Correio dos leitores/provedor

A luta das escolas e o porto de Lisboa

Um reparo do leitor A. Betâmio de Almeida:

"Não me parece ser oportuna nem feliz a escolha do relatório do Tribunal de Contas, elaborado em data que não está explícita e num contexto diferente, para título principal da primeira página. Acresce que existia um parecer, que estava a ser ontem divulgado, da PGR, um parecer actual. Conforme é referido na p. 9, esse parecer já era conhecido das jornalistas. Podiam não o ter lido, mas a prudência aconselharia a ter cuidado, nem que seja para o jornal dar uma ideia de neutralidade. Ideia essa que fica muito abalada pela precipitação e aparente vontade de se confundir com um jornal envolvido numa campanha duvidosa para o interesse da maioria da população.

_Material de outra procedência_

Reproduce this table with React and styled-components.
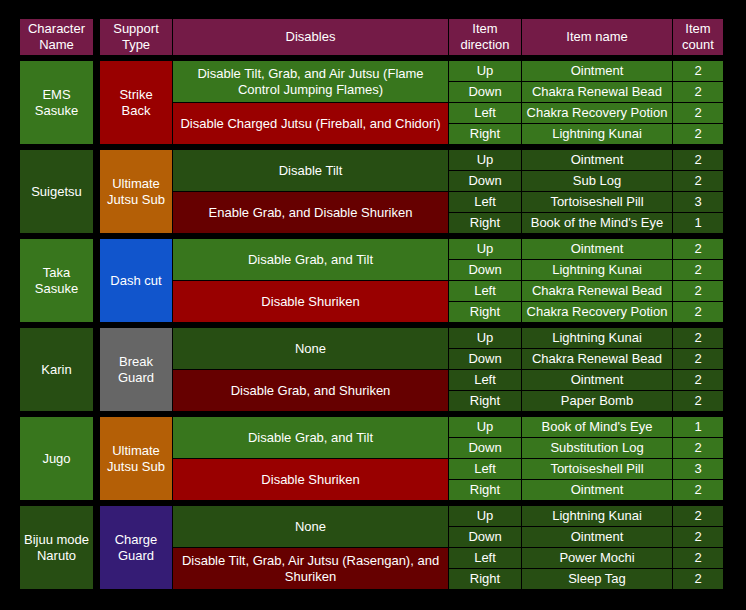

Espero que no domingo o título principal semelhante seja a referência ao parecer da PGR. (…) Por outro lado, existia uma negociação importante (porto de Lisboa), que terminou antes da meia-noite. Esse assunto é que teria merecido um destaque. O facto de o jornal mostrar estar desactualizado oito horas depois mostra bem a dificuldade de um jornal impresso em dar notícias actualizadas. (…)

Um outro ponto: a falta de notícias (…) A visita importante de Putin à Grécia. Não vi nada no PÚBLICO. (…)

A polémica das escolas

O leitor Armindo Bento manifesta alguma revolta em mais de uma carta e diz: 

A capa do jornal PÚBLICO em http://jornais.sapo.pt/4090@2016-05-28. Este não é, nem pode ser, o jornal que compro e leio ao longo de muitos anos. Hoje digo basta perante esta mentira, pois o Tribunal de Contas nunca podia dar razão a quem está na ilegalidade. Por que é que o PÚBLICO põe uma noticia que sabe que é falsa na primeira página.

Cartas impróprias

O leitor Joaquim Moura já mais de uma vez enviou cartas, em termos ofensivos e linguagem imprópria, que ele próprio duvida se serão publicadas. Mas se o leitor quiser, em termos que possam ser publicados, escrever a criticar a orientação do PÚBLICO, determinadas posições e o próprio Provedor, envie-as, que eu garanto publicar.